Lorsque les choses se passent pour le mieux, les rayons du soleil viennent percer la séparation entre terre et mer et nous signaler que le voyage touche à sa fin. Dans ce cas, la chaleur solaire illustre plus que jamais la célébration de la vie et de son cycle sans cesse renouvelé qui vient de se jouer ici. Un retour à la réalité et à la lumière parfois difficile nous oblige alors à regarder les choses en face: nous ne sommes plus de la première fraîcheur. L’heure, pour le chef d’orchestre est à la clôture. L’épilogue de son histoire, une fin que l’on souhaite bien souvent belle et fracassante teintée de nostalgie, qui tient parfois du manque. Vous ne voyez pas de quoi je parle ? Chaque témoin de ce type d’apothéose garde pourtant le souvenir indélébile d’un tel instant. Des morceaux qui restent gravés dans le cœur comme une légère petite cicatrice que l’on frotte le regard vague et le sourire en coin dans les moments de douce absence.

Il est temps de sortir de l’eau. Les plus gourmands en redemandent et ici et là d’autres petites embarcations prennent le large. Parfois c’est juste l’idée de briser cette nouvelle entité qui est difficile.
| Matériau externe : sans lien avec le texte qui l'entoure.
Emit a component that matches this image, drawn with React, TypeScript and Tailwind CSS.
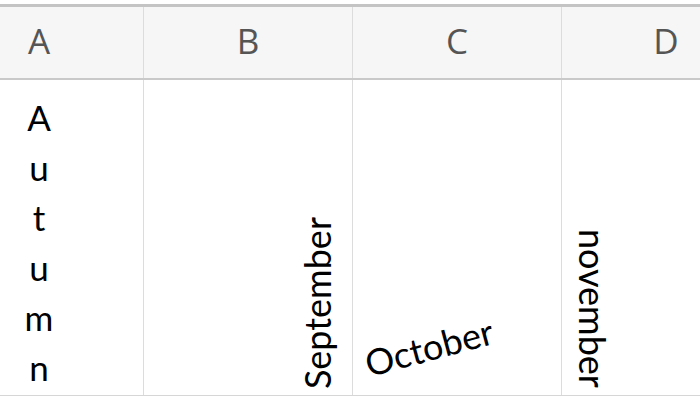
const cols = ["A", "B", "C", "D"]

export default function App() {
  return (
    <div className="w-[700px] h-[400px] overflow-hidden bg-white" style={{ fontFamily: "Lato, 'Open Sans', sans-serif" }}>
      <div className="h-[4px] bg-white" />
      <div className="h-[3px] bg-[#c4c4c4]" />
      {/* column headers */}
      <div className="flex ml-[-65px] h-[73px] bg-[#f6f6f6] border-b-2 border-[#c9c9c9]">
        {cols.map((c) => (
          <div
            key={c}
            className="w-[209px] shrink-0 border-r border-[#dcdcdc] flex items-center justify-center text-[35px] text-[#555555] pb-[2px]"
            style={{ fontFamily: "'Open Sans', 'Liberation Sans', sans-serif" }}
          >
            {c}
          </div>
        ))}
      </div>
      {/* row 1 */}
      <div className="flex ml-[-65px] h-[316px] border-b border-[#d6d6d6] text-[36px] text-black">
        <div className="w-[209px] shrink-0 border-r border-[#dcdcdc] flex flex-col items-center justify-end pb-[3px] text-[35px]">
          {"Autumn".split("").map((ch, i) => (
            <span key={i} className="leading-[50px]">{ch}</span>
          ))}
        </div>
        <div className="w-[209px] shrink-0 border-r border-[#dcdcdc] flex items-end justify-end pr-[14px] pb-[6px]">
          <span className="[writing-mode:vertical-rl] rotate-180 leading-[42px]">September</span>
        </div>
        <div className="w-[209px] shrink-0 border-r border-[#dcdcdc] flex items-end pl-[18px] pb-[11px]">
          <span className="inline-block leading-[42px] origin-bottom-left -rotate-[15deg] whitespace-nowrap">October</span>
        </div>
        <div className="w-[209px] shrink-0 border-r border-[#dcdcdc] flex items-end pl-[10px] pb-[7px]">
          <span className="[writing-mode:vertical-rl] leading-[42px]">november</span>
        </div>
      </div>
    </div>
  )
}
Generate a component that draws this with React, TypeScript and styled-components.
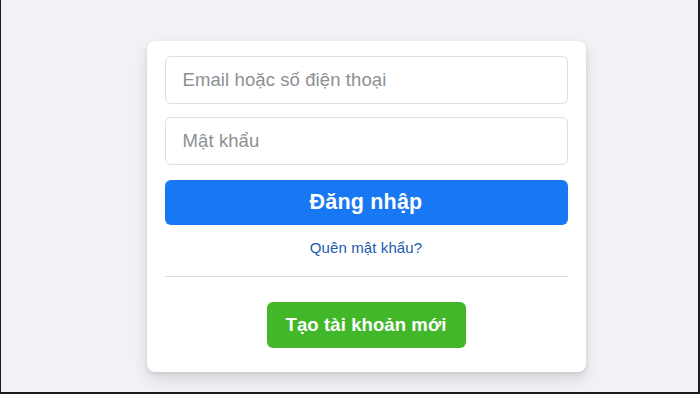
import React from 'react';
import styled, { createGlobalStyle } from 'styled-components';

const GlobalStyle = createGlobalStyle`
  html, body {
    margin: 0;
    padding: 0;
  }
  body {
    width: 700px;
    height: 394px;
    box-sizing: border-box;
    background: #f0f2f5;
    border-left: 1px solid #1c1c1c;
    border-right: 2px solid #1c1c1c;
    border-bottom: 2px solid #1c1c1c;
    font-family: 'Liberation Sans', Arial, sans-serif;
    overflow: hidden;
  }
`;

const Page = styled.div`
  display: flex;
  justify-content: center;
  padding-top: 41px;
  padding-left: 33px;
`;

const Card = styled.form`
  width: 439px;
  box-sizing: border-box;
  background: #ffffff;
  border-radius: 8px;
  box-shadow: 0 2px 4px rgba(0, 0, 0, 0.1), 0 8px 16px rgba(0, 0, 0, 0.1);
  padding: 15px 18px 24px;
  display: flex;
  flex-direction: column;
  align-items: stretch;
`;

const Input = styled.input`
  height: 48px;
  box-sizing: border-box;
  border: 1px solid #dddfe2;
  border-radius: 6px;
  padding: 0 17px;
  font-family: 'Liberation Sans', Arial, sans-serif;
  font-size: 18.5px;
  letter-spacing: 0.1px;
  color: #1d2129;
  margin-bottom: 13px;
  outline: none;

  &::placeholder {
    color: #8d8f93;
  }
`;

const LoginButton = styled.button`
  height: 45px;
  margin-top: 2px;
  border: none;
  border-radius: 6px;
  background: #1877f2;
  color: #ffffff;
  font-family: 'Liberation Sans', Arial, sans-serif;
  font-size: 21.5px;
  font-weight: 700;
  letter-spacing: 0.2px;
`;

const Forgot = styled.a`
  align-self: center;
  margin-top: 14px;
  color: #1a5bb0;
  font-size: 15px;
  letter-spacing: 0.1px;
  text-decoration: none;
`;

const Divider = styled.hr`
  width: 100%;
  border: none;
  border-top: 1px solid #dadde1;
  margin: 20px 0 25px;
`;

const CreateButton = styled.button`
  align-self: center;
  width: 199px;
  height: 46px;
  border: none;
  border-radius: 6px;
  background: #42b72a;
  color: #ffffff;
  font-family: 'Liberation Sans', Arial, sans-serif;
  font-size: 18.5px;
  font-weight: 700;
  letter-spacing: 0.1px;
`;

export default function App() {
  return (
    <>
      <GlobalStyle />
      <Page>
        <Card onSubmit={(e) => e.preventDefault()}>
          <Input type="text" placeholder="Email hoặc số điện thoại" />
          <Input type="password" placeholder="Mật khẩu" />
          <LoginButton type="submit">Đăng nhập</LoginButton>
          <Forgot href="#">Quên mật khẩu?</Forgot>
          <Divider />
          <CreateButton type="button">Tạo tài khoản mới</CreateButton>
        </Card>
      </Page>
    </>
  );
}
Se séparer, redevenir des individus anonymes essoufflés aux quatre vents. Toujours est-il qu’un moment fort vient de se passer. La Vie avec un grand V, des moments d’une rare intensité qui nous font nous sentir plus vivants que jamais. Alors peut-être que désormais, lorsque vous imaginerez cette bande de jeunes écervelés s’agiter sur des boum boum qui n’en finissent pas, lorsque vous croiserez à la boulangerie le matin un jeune au visage pailleté qui vous souhaite une bonne soirée, vous penserez qu’aussi étrange cela puisse vous paraître, ce petit être fébrile vient de célébrer l’amour, la liberté et la vie dans une société qui en manque un peu parfois.